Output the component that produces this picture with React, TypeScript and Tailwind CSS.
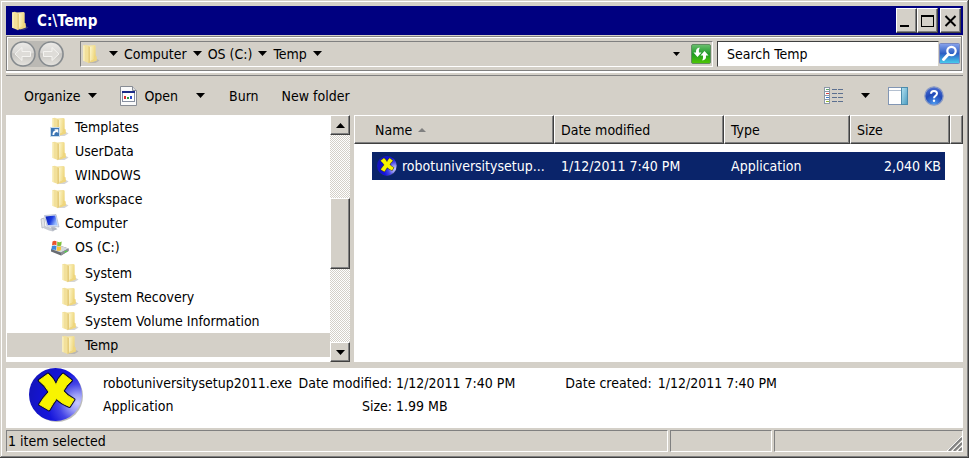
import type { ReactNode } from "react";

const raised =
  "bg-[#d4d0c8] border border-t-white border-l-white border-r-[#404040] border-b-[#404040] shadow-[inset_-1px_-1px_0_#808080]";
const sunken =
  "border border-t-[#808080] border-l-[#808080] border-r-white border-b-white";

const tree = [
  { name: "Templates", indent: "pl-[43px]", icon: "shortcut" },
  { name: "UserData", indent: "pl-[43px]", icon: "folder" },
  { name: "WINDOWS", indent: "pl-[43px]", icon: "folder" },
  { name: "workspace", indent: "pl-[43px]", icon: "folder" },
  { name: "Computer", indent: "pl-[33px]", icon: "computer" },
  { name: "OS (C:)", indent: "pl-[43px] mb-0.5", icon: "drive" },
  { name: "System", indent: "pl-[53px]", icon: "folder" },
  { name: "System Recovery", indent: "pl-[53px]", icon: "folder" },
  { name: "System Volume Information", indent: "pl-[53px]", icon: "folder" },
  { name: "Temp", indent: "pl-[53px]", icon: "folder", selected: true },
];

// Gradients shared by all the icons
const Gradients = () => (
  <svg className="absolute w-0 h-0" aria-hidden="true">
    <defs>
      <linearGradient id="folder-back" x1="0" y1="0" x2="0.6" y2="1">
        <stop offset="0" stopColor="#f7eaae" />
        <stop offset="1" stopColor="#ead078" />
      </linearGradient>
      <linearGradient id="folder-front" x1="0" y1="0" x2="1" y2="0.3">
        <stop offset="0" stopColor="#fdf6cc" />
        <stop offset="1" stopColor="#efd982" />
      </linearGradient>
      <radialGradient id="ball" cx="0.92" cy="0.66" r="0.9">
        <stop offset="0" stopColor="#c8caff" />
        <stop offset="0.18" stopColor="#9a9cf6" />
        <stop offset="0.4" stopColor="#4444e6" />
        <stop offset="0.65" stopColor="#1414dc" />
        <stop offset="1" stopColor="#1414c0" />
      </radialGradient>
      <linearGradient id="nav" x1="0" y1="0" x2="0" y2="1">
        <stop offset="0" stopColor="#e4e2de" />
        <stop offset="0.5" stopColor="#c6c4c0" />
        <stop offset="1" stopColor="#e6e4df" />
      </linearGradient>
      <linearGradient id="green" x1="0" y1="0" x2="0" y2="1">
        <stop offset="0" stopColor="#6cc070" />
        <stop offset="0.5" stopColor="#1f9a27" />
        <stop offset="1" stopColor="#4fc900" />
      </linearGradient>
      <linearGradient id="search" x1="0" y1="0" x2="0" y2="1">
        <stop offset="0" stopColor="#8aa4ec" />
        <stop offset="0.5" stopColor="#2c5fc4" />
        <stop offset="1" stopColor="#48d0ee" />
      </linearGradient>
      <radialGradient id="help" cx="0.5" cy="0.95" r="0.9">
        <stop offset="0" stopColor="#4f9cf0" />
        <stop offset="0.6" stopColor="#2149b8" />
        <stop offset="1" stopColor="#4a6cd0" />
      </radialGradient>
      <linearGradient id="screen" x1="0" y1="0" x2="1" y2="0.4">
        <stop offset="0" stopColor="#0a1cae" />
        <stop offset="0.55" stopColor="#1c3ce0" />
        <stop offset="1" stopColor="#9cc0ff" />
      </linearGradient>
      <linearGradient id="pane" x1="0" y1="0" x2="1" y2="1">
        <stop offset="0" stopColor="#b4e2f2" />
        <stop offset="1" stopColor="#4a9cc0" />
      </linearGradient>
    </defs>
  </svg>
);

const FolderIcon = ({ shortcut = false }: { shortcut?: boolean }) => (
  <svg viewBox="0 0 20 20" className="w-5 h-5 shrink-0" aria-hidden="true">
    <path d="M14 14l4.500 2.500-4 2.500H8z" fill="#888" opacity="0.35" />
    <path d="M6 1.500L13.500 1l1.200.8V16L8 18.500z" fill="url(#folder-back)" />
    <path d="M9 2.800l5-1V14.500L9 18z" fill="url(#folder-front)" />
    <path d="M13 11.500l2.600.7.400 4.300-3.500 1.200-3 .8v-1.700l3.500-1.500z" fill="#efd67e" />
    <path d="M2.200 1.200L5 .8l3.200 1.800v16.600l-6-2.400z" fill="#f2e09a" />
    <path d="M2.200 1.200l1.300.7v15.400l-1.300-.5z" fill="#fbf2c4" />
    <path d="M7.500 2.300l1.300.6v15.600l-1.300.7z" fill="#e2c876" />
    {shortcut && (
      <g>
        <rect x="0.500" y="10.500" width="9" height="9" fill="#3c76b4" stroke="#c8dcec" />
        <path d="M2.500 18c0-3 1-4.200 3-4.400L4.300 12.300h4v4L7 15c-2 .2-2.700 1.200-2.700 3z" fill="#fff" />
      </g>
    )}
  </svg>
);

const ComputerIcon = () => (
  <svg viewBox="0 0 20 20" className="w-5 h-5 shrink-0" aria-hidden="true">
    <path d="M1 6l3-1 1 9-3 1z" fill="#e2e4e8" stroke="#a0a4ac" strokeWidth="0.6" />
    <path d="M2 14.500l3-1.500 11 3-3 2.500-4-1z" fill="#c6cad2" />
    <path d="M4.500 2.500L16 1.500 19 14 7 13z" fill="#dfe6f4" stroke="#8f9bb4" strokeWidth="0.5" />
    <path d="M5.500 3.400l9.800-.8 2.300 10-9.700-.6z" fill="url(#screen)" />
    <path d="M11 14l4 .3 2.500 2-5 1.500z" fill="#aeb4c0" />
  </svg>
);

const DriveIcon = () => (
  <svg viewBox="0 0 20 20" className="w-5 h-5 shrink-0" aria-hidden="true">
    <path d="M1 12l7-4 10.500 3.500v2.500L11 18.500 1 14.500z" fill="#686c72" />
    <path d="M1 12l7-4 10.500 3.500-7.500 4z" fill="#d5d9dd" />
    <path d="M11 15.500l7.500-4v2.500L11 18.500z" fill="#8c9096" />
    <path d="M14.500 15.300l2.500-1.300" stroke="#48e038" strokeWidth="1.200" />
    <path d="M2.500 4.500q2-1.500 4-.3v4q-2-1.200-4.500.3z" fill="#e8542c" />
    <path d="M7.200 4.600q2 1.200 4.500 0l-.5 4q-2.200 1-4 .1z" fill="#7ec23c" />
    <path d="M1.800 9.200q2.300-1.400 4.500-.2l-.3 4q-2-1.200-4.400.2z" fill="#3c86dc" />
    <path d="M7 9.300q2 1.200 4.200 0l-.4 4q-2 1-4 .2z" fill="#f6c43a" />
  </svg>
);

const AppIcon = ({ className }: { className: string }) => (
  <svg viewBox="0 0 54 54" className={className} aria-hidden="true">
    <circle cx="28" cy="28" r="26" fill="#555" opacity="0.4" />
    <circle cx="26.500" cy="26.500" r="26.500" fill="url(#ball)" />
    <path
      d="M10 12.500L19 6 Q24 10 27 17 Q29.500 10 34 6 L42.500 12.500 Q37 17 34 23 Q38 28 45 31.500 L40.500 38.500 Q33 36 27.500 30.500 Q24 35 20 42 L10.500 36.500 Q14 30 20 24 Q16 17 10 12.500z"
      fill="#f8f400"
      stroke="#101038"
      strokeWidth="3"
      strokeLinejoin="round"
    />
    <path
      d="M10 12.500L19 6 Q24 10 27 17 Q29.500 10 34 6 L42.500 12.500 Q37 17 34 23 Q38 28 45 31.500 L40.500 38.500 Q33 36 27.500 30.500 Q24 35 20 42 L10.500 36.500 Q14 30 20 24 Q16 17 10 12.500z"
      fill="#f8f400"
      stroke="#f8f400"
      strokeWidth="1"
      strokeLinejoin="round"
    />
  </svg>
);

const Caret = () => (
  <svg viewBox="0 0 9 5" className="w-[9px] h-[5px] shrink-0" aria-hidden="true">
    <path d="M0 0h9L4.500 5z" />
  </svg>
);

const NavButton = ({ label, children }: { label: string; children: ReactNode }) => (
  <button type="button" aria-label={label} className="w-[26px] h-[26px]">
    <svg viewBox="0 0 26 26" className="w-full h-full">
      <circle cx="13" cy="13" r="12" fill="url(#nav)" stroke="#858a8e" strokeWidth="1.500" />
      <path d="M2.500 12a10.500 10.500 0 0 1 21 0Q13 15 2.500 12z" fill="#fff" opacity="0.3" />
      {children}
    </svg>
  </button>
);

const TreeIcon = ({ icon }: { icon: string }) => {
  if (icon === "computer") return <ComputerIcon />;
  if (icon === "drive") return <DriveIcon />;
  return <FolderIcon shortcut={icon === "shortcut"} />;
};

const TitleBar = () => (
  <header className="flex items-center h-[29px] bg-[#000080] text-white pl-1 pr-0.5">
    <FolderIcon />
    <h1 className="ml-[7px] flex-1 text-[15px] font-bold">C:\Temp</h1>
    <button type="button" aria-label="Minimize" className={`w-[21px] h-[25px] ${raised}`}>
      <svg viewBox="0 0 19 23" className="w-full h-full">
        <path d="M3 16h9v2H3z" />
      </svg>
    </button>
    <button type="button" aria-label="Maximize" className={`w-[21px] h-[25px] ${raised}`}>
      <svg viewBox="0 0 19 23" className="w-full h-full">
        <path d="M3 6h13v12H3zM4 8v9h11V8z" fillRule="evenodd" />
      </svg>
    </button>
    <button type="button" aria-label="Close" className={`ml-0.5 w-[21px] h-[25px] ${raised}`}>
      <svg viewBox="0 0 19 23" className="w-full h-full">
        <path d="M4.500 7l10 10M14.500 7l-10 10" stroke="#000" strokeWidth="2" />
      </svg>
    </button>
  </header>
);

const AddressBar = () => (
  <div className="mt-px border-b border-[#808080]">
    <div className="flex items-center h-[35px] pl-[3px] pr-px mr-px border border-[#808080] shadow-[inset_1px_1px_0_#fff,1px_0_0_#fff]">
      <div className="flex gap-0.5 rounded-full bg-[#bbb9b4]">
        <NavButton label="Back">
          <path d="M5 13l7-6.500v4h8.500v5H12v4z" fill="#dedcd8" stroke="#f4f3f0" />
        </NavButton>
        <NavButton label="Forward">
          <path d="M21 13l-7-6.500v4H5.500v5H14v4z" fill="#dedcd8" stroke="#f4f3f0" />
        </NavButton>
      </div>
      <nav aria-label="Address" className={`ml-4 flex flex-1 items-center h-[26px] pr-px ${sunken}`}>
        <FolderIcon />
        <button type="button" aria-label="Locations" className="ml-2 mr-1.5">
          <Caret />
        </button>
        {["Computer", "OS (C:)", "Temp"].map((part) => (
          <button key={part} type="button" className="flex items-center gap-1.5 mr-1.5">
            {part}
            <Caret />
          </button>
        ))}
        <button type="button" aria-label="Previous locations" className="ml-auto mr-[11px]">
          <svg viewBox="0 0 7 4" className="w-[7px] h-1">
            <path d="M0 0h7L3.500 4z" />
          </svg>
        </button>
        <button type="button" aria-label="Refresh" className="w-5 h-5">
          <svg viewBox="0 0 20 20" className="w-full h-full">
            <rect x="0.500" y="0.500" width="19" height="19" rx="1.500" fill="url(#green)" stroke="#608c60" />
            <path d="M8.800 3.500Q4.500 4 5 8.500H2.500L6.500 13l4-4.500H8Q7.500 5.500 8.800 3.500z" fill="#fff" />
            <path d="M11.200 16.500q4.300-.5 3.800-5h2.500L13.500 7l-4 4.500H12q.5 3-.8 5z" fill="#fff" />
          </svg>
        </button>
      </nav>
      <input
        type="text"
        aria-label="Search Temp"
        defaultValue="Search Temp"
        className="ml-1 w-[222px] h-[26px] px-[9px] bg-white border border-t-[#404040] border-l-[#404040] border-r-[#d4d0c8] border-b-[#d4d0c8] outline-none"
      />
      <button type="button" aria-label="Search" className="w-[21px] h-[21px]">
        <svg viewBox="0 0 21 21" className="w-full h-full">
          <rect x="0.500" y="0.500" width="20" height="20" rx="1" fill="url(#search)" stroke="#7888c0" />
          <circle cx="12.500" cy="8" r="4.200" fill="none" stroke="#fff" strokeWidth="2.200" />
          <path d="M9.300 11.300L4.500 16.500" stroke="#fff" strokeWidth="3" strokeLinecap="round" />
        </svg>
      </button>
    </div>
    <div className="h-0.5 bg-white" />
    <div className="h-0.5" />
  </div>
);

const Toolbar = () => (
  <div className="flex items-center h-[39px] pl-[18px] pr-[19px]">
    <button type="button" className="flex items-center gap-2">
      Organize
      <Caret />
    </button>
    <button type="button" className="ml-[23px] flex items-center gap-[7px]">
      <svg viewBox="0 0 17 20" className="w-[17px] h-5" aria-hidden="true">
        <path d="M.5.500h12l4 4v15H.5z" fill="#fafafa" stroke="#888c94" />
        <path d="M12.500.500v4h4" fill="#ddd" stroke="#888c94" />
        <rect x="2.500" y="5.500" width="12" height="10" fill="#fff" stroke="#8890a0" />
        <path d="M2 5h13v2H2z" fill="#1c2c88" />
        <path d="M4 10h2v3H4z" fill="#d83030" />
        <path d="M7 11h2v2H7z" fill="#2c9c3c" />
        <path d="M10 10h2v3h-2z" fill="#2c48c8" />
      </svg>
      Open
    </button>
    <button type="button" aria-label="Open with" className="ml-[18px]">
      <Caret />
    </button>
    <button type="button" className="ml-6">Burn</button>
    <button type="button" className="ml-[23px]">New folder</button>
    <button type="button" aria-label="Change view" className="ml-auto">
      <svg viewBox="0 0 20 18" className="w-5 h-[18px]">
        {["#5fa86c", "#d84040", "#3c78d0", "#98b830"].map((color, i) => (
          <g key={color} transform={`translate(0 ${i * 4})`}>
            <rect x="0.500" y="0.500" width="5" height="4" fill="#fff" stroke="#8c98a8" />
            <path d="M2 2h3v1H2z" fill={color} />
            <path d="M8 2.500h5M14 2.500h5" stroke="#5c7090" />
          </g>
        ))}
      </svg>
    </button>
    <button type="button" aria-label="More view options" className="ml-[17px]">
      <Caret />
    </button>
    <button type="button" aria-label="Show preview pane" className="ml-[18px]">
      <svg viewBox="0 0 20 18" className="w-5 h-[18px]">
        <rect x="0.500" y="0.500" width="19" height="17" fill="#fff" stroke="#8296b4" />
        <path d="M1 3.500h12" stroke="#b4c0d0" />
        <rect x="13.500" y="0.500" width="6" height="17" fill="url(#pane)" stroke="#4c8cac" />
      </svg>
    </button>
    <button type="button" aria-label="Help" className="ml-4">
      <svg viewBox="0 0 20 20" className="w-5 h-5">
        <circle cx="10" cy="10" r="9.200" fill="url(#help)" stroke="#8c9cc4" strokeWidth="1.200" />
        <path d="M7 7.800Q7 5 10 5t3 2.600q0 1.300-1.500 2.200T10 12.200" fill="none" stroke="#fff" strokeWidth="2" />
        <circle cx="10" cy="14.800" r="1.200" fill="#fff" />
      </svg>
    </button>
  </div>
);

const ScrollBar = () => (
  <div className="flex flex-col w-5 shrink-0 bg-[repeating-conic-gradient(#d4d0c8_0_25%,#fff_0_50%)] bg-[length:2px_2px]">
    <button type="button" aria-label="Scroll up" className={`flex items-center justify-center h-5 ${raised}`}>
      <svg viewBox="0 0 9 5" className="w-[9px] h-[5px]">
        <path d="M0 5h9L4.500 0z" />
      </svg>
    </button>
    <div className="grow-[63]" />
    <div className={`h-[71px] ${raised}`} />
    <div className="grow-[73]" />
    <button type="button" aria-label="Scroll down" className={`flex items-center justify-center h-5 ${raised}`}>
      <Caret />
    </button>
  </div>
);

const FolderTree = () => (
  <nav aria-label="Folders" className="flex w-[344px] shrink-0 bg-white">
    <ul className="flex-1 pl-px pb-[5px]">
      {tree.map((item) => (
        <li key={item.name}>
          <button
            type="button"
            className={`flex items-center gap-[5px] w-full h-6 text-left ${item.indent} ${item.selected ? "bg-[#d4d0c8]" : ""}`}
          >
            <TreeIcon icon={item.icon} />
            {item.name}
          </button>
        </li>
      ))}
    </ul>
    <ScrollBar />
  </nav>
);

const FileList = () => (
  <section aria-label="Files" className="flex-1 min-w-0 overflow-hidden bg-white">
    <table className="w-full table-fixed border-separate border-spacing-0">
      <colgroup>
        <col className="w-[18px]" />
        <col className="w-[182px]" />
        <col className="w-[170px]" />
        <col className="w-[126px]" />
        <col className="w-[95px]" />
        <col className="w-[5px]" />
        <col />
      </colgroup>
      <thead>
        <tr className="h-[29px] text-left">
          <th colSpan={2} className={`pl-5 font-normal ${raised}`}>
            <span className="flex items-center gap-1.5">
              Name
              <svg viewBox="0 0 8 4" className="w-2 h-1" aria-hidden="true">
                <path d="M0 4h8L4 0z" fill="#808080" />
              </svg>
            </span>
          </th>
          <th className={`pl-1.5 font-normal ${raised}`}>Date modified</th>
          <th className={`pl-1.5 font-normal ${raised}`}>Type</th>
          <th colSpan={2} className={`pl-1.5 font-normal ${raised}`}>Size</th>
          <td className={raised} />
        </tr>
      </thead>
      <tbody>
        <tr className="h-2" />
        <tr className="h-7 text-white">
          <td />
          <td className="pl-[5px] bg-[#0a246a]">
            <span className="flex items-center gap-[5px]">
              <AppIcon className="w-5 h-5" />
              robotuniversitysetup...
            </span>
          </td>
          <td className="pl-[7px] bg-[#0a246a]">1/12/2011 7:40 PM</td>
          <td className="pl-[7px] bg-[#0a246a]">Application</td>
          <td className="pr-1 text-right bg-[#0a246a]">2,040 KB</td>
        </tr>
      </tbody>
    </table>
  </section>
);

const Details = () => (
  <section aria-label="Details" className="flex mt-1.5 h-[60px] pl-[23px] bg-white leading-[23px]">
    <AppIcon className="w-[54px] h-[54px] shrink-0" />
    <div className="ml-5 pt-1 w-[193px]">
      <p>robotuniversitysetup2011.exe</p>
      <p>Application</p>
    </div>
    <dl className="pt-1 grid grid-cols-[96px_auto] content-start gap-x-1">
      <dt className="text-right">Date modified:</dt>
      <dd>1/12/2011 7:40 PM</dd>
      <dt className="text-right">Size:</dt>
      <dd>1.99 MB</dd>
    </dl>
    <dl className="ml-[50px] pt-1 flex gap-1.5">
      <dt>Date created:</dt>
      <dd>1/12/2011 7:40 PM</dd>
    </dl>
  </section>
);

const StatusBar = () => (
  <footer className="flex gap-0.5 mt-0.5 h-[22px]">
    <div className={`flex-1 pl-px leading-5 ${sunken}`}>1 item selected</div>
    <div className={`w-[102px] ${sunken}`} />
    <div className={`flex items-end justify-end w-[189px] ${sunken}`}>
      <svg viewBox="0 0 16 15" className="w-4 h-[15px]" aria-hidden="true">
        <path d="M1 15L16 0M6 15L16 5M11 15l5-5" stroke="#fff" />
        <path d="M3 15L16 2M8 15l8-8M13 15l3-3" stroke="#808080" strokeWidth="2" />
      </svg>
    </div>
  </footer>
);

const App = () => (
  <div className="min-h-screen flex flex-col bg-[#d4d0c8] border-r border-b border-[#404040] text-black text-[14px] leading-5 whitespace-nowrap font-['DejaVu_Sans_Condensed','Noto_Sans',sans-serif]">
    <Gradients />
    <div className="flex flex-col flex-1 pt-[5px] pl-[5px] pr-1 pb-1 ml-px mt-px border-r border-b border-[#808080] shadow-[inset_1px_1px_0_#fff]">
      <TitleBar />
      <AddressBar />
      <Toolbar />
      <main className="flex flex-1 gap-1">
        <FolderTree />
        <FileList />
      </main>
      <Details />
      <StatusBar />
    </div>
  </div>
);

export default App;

+++

| GIVEN TASK |
Your task is to reproduce exactly the lines from the start of the data above through the line containing "border-t-[#808080] border-l-[#808080] border-r-white", leaving every picture out.

| CORRECT ANSWER |
Output the component that produces this picture with React, TypeScript and Tailwind CSS.
import type { ReactNode } from "react";

const raised =
  "bg-[#d4d0c8] border border-t-white border-l-white border-r-[#404040] border-b-[#404040] shadow-[inset_-1px_-1px_0_#808080]";
const sunken =
  "border border-t-[#808080] border-l-[#808080] border-r-white border-b-white";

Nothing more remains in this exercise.